Um afluxo tão repentino e massivo está colocando a dura prova uma convivência e um estilo de vida típicos das zonas fronteiriças, até então tradicionalmente pacíficas.
“Por gerações, as comunidades ao longo da fronteira Sudão-Chade mantiveram uma tradição de comércio e pastoreio, ligadas por matrimônios mistos e afinidades culturais compartilhadas. Diante de uma nova crise no Sudão, muitos chadianos abriram calorosamente suas casas, compartilhando alimentos, terras e outros recursos com aqueles que fogem do conflito. Mas a chegada repentina de milhares de pessoas colocou forte pressão sobre uma população local já vulnerável no leste do Chade e isso pode levar a conflitos e confrontos entre as próprias comunidades fronteiriças. Tocou-me muito a história de Khadidja, uma mulher de quarenta anos, mãe de oito filhos, que sempre morou em Adré e que, apontando para a parca refeição que preparou para a família, diz: "Tudo ficou tão caro e difícil" enquanto sua filha mais velha, Hila, de vinte e poucos anos, confessa que sente a dor daqueles que fugiram da guerra. Sua própria família acolheu dois adolescentes sudaneses que fugiram de El Geneina: 'Mas quando se está com fome, é difícil ouvir o grito dos outros'".
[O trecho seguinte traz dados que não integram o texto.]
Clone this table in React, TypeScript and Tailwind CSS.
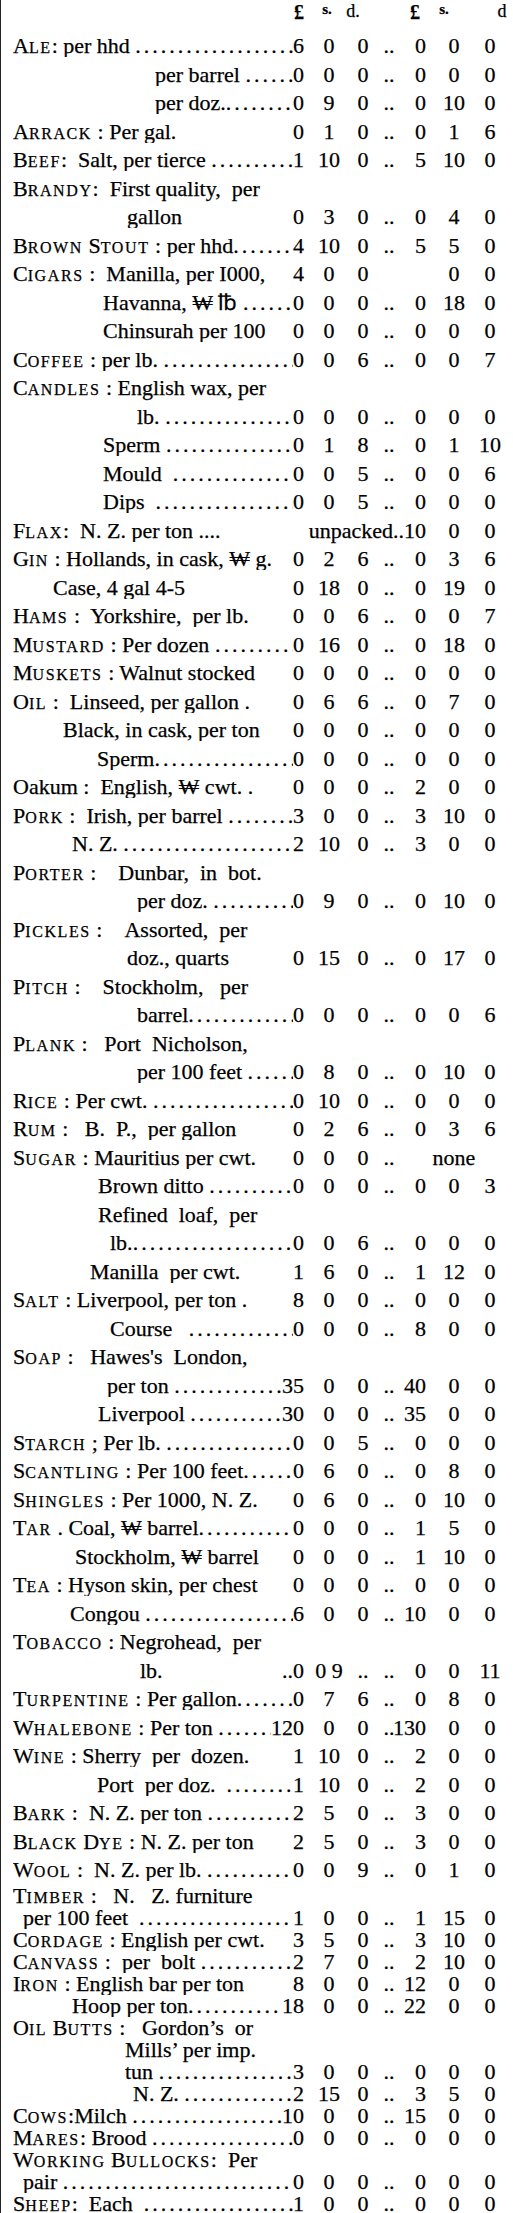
import React from "react";

type V = [string, string, string, string, string, string];
type R = {
  h?: string;
  sep?: string;
  t?: string;
  pl?: string;
  lead?: boolean;
  v?: V;
  wide?: string;
  wv?: [string, string];
};

const Z: V = ["0", "0", "0", "0", "0", "0"];
const DOTS = ".".repeat(70);

const rows: R[] = [
  { h: "Ale", sep: ": ", t: "per hhd ", lead: true, v: ["6", "0", "0", "0", "0", "0"] },
  { t: "per barrel ", pl: "pl-[154px]", lead: true, v: Z },
  { t: "per doz.", pl: "pl-[154px]", lead: true, v: ["0", "9", "0", "0", "10", "0"] },
  { h: "Arrack", sep: " : ", t: "Per gal.", v: ["0", "1", "0", "0", "1", "6"] },
  { h: "Beef", sep: ":  ", t: "Salt, per tierce ", lead: true, v: ["1", "10", "0", "5", "10", "0"] },
  { h: "Brandy", sep: ":  ", t: "First quality,  per" },
  { t: "gallon", pl: "pl-[126px]", v: ["0", "3", "0", "0", "4", "0"] },
  { h: "Brown Stout", sep: " : ", t: "per hhd", lead: true, v: ["4", "10", "0", "5", "5", "0"] },
  { h: "Cigars", sep: " :  ", t: "Manilla, per I000,", v: ["4", "0", "0", "", "0", "0"] },
  { t: "Havanna, ₩ ℔ ", pl: "pl-[102px]", lead: true, v: ["0", "0", "0", "0", "18", "0"] },
  { t: "Chinsurah per 100", pl: "pl-[102px]", v: Z },
  { h: "Coffee", sep: " : ", t: "per lb. ", lead: true, v: ["0", "0", "6", "0", "0", "7"] },
  { h: "Candles", sep: " : ", t: "English wax, per" },
  { t: "lb. ", pl: "pl-[136px]", lead: true, v: Z },
  { t: "Sperm ", pl: "pl-[102px]", lead: true, v: ["0", "1", "8", "0", "1", "10"] },
  { t: "Mould  ", pl: "pl-[102px]", lead: true, v: ["0", "0", "5", "0", "0", "6"] },
  { t: "Dips  ", pl: "pl-[102px]", lead: true, v: ["0", "0", "5", "0", "0", "0"] },
  { h: "Flax", sep: ":  ", t: "N. Z. per ton .... ", wide: "unpacked..10", wv: ["0", "0"] },
  { h: "Gin", sep: " : ", t: "Hollands, in cask, ₩ g.", v: ["0", "2", "6", "0", "3", "6"] },
  { t: "Case, 4 gal 4-5", pl: "pl-[52px]", v: ["0", "18", "0", "0", "19", "0"] },
  { h: "Hams", sep: " :  ", t: "Yorkshire,  per lb.", v: ["0", "0", "6", "0", "0", "7"] },
  { h: "Mustard", sep: " : ", t: "Per dozen ", lead: true, v: ["0", "16", "0", "0", "18", "0"] },
  { h: "Muskets", sep: " : ", t: "Walnut stocked", v: Z },
  { h: "Oil", sep: " :  ", t: "Linseed, per gallon .", v: ["0", "6", "6", "0", "7", "0"] },
  { t: "Black, in cask, per ton", pl: "pl-[62px]", v: Z },
  { t: "Sperm", pl: "pl-[96px]", lead: true, v: Z },
  { t: "Oakum :  English, ₩ cwt. .", v: ["0", "0", "0", "2", "0", "0"] },
  { h: "Pork", sep: " :  ", t: "Irish, per barrel ", lead: true, v: ["3", "0", "0", "3", "10", "0"] },
  { t: "N. Z. ", pl: "pl-[71px]", lead: true, v: ["2", "10", "0", "3", "0", "0"] },
  { h: "Porter", sep: " :    ", t: "Dunbar,  in  bot." },
  { t: "per doz. ", pl: "pl-[136px]", lead: true, v: ["0", "9", "0", "0", "10", "0"] },
  { h: "Pickles", sep: " :    ", t: "Assorted,  per" },
  { t: "doz., quarts", pl: "pl-[126px]", v: ["0", "15", "0", "0", "17", "0"] },
  { h: "Pitch", sep: " :    ", t: "Stockholm,   per" },
  { t: "barrel", pl: "pl-[136px]", lead: true, v: ["0", "0", "0", "0", "0", "6"] },
  { h: "Plank", sep: " :   ", t: "Port  Nicholson," },
  { t: "per 100 feet ", pl: "pl-[136px]", lead: true, v: ["0", "8", "0", "0", "10", "0"] },
  { h: "Rice", sep: " : ", t: "Per cwt. ", lead: true, v: ["0", "10", "0", "0", "0", "0"] },
  { h: "Rum", sep: " :   ", t: "B.  P.,  per gallon", v: ["0", "2", "6", "0", "3", "6"] },
  { h: "Sugar", sep: " : ", t: "Mauritius per cwt.", v: ["0", "0", "0", "", "none", ""] },
  { t: "Brown ditto ", pl: "pl-[97px]", lead: true, v: ["0", "0", "0", "0", "0", "3"] },
  { t: "Refined  loaf,  per", pl: "pl-[97px]" },
  { t: "lb.", pl: "pl-[109px]", lead: true, v: ["0", "0", "6", "0", "0", "0"] },
  { t: "Manilla  per cwt.", pl: "pl-[89px]", v: ["1", "6", "0", "1", "12", "0"] },
  { h: "Salt", sep: " : ", t: "Liverpool, per ton .", v: ["8", "0", "0", "0", "0", "0"] },
  { t: "Course   ", pl: "pl-[109px]", lead: true, v: ["0", "0", "0", "8", "0", "0"] },
  { h: "Soap", sep: " :   ", t: "Hawes's  London," },
  { t: "per ton ", pl: "pl-[106px]", lead: true, v: ["35", "0", "0", "40", "0", "0"] },
  { t: "Liverpool ", pl: "pl-[97px]", lead: true, v: ["30", "0", "0", "35", "0", "0"] },
  { h: "Starch", sep: " ; ", t: "Per lb. ", lead: true, v: ["0", "0", "5", "0", "0", "0"] },
  { h: "Scantling", sep: " : ", t: "Per 100 feet", lead: true, v: ["0", "6", "0", "0", "8", "0"] },
  { h: "Shingles", sep: " : ", t: "Per 1000, N. Z.", v: ["0", "6", "0", "0", "10", "0"] },
  { h: "Tar", sep: " . ", t: "Coal, ₩ barrel", lead: true, v: ["0", "0", "0", "1", "5", "0"] },
  { t: "Stockholm, ₩ barrel", pl: "pl-[74px]", v: ["0", "0", "0", "1", "10", "0"] },
  { h: "Tea", sep: " : ", t: "Hyson skin, per chest", v: Z },
  { t: "Congou ", pl: "pl-[69px]", lead: true, v: ["6", "0", "0", "10", "0", "0"] },
  { h: "Tobacco", sep: " : ", t: "Negrohead,  per" },
  { t: "lb.", pl: "pl-[139px]", v: ["..0", "0 9", "..", "0", "0", "11"] },
  { h: "Turpentine", sep: " : ", t: "Per gallon", lead: true, v: ["0", "7", "6", "0", "8", "0"] },
  { h: "Whalebone", sep: " : ", t: "Per ton ", lead: true, v: ["120", "0", "0", "130", "0", "0"] },
  { h: "Wine", sep: " : ", t: "Sherry  per  dozen.", v: ["1", "10", "0", "2", "0", "0"] },
  { t: "Port  per doz.  ", pl: "pl-[96px]", lead: true, v: ["1", "10", "0", "2", "0", "0"] },
  { h: "Bark", sep: " :  ", t: "N. Z. per ton ", lead: true, v: ["2", "5", "0", "3", "0", "0"] },
  { h: "Black Dye", sep: " : ", t: "N. Z. per ton", v: ["2", "5", "0", "3", "0", "0"] },
  { h: "Wool", sep: " :  ", t: "N. Z. per lb. ", lead: true, v: ["0", "0", "9", "0", "1", "0"] },
  { h: "Timber", sep: " :   ", t: "N.   Z. furniture" },
  { t: "per 100 feet  ", pl: "pl-[22px]", lead: true, v: ["1", "0", "0", "1", "15", "0"] },
  { h: "Cordage", sep: " : ", t: "English per cwt.", v: ["3", "5", "0", "3", "10", "0"] },
  { h: "Canvass", sep: " :  ", t: "per  bolt ", lead: true, v: ["2", "7", "0", "2", "10", "0"] },
  { h: "Iron", sep: " : ", t: "English bar per ton", v: ["8", "0", "0", "12", "0", "0"] },
  { t: "Hoop per ton", pl: "pl-[71px]", lead: true, v: ["18", "0", "0", "22", "0", "0"] },
  { h: "Oil Butts", sep: " :   ", t: "Gordon’s  or" },
  { t: "Mills’ per imp.", pl: "pl-[124px]" },
  { t: "tun ", pl: "pl-[124px]", lead: true, v: ["3", "0", "0", "0", "0", "0"] },
  { t: "N. Z. ", pl: "pl-[132px]", lead: true, v: ["2", "15", "0", "3", "5", "0"] },
  { h: "Cows", sep: ":", t: "Milch ", lead: true, v: ["10", "0", "0", "15", "0", "0"] },
  { h: "Mares", sep: ": ", t: "Brood ", lead: true, v: Z },
  { h: "Working Bullocks", sep: ":  ", t: "Per" },
  { t: "pair ", pl: "pl-[22px]", lead: true, v: Z },
  { h: "Sheep", sep: ":  ", t: "Each  ", lead: true, v: ["1", "0", "0", "0", "0", "0"] },
];

function Head({ s }: { s: string }) {
  return (
    <span>
      {s.split(" ").map((w, i) => (
        <React.Fragment key={i}>
          {i > 0 && " "}
          <span className="text-[22px]">{w[0]}</span>
          <span className="text-[16px] tracking-[0.1em]">{w.slice(1).toUpperCase()}</span>
        </React.Fragment>
      ))}
    </span>
  );
}

function Label({ r }: { r: R }) {
  return (
    <>
      {r.h && <Head s={r.h} />}
      <span className="whitespace-pre">{r.sep}</span>
      <span className="whitespace-pre">{r.t}</span>
      {r.lead && <span className="tracking-[3px]">{DOTS}</span>}
    </>
  );
}

function Row({ r, tall }: { r: R; tall: boolean }) {
  const hc = tall ? "h-[28.5px]" : "h-[22px]";
  const pl = r.pl ?? "pl-[12px]";
  if (!r.v && !r.wide) {
    return (
      <div className={`flex items-center ${hc} ${pl} whitespace-nowrap`}>
        <Label r={r} />
      </div>
    );
  }
  if (r.wide && r.wv) {
    return (
      <div className={`flex items-center ${hc}`}>
        <div className={`flex flex-1 min-w-0 items-center ${pl}`}>
          <div className="flex-1 min-w-0 overflow-hidden whitespace-nowrap">
            <Label r={r} />
          </div>
          <span className="shrink-0 whitespace-nowrap">{r.wide}</span>
        </div>
        <div className="w-[56px] shrink-0 flex justify-center">{r.wv[0]}</div>
        <div className="w-[16px] shrink-0 flex justify-center">{r.wv[1]}</div>
        <div className="w-[15px] shrink-0" />
      </div>
    );
  }
  const v = r.v as V;
  return (
    <div className={`flex items-center ${hc}`}>
      <div className={`flex flex-1 min-w-0 items-center ${pl}`}>
        <div className="flex-1 min-w-0 overflow-hidden whitespace-nowrap pr-[8px]">
          <Label r={r} />
        </div>
        <span className="shrink-0 whitespace-nowrap">{v[0]}</span>
      </div>
      <div className="w-[50px] shrink-0 flex justify-center whitespace-nowrap">{v[1]}</div>
      <div className="w-[18px] shrink-0 flex justify-center whitespace-nowrap">{v[2]}</div>
      <div className="w-[34px] shrink-0 flex justify-center">{v[3] !== "" || v[4] === "none" ? ".." : ""}</div>
      <div className="w-[20px] shrink-0 flex justify-end whitespace-nowrap">{v[4] === "none" ? "" : v[3]}</div>
      <div className="w-[56px] shrink-0 flex justify-center whitespace-nowrap">{v[4]}</div>
      <div className="w-[16px] shrink-0 flex justify-center whitespace-nowrap">{v[5]}</div>
      <div className="w-[15px] shrink-0" />
    </div>
  );
}

export default function App() {
  return (
    <div
      className="w-full min-h-[2213px] bg-white text-black border-l border-[#222] text-[22px] leading-none overflow-hidden [-webkit-text-stroke:0.25px_#000]"
      style={{ fontFamily: '"Liberation Serif", "DejaVu Serif", serif' }}
    >
      <div className="flex items-start h-[32px] pt-[2px]">
        <div className="flex-1 flex justify-end">
          <span className="text-[20px] font-bold">£</span>
        </div>
        <div className="w-[50px] shrink-0 flex justify-center">
          <span className="text-[15px] font-bold mr-[4px]">s.</span>
        </div>
        <div className="w-[18px] shrink-0 flex justify-center">
          <span className="text-[18px] mr-[20px]">d.</span>
        </div>
        <div className="w-[34px] shrink-0" />
        <div className="w-[20px] shrink-0 flex justify-end">
          <span className="text-[20px] font-bold mr-[6px]">£</span>
        </div>
        <div className="w-[56px] shrink-0 flex justify-center">
          <span className="text-[15px] font-bold mr-[20px]">s.</span>
        </div>
        <div className="w-[16px] shrink-0 flex justify-center">
          <span className="text-[18px] ml-[24px]">d</span>
        </div>
        <div className="w-[15px] shrink-0" />
      </div>
      {rows.map((r, i) => (
        <Row key={i} r={r} tall={i < 65} />
      ))}
    </div>
  );
}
São muitos os desafios para um país que ocupa os últimos lugares de desenvolvimento humano: falta de infraestrutura, insegurança política, fragilidade estrutural em termos de saúde e educação, aos quais se soma a dificuldade do contexto climático com o avanço do deserto. “Aqui – conclui Sabrina – alternam-se épocas de forte calor com outras de cheias sem competências de gestão da água. No contexto complexo deste país, MAGIS implementa projetos de desenvolvimento humano integral no setor agrícola e sobretudo da saúde com o fortalecimento de estruturas e formação de pessoal".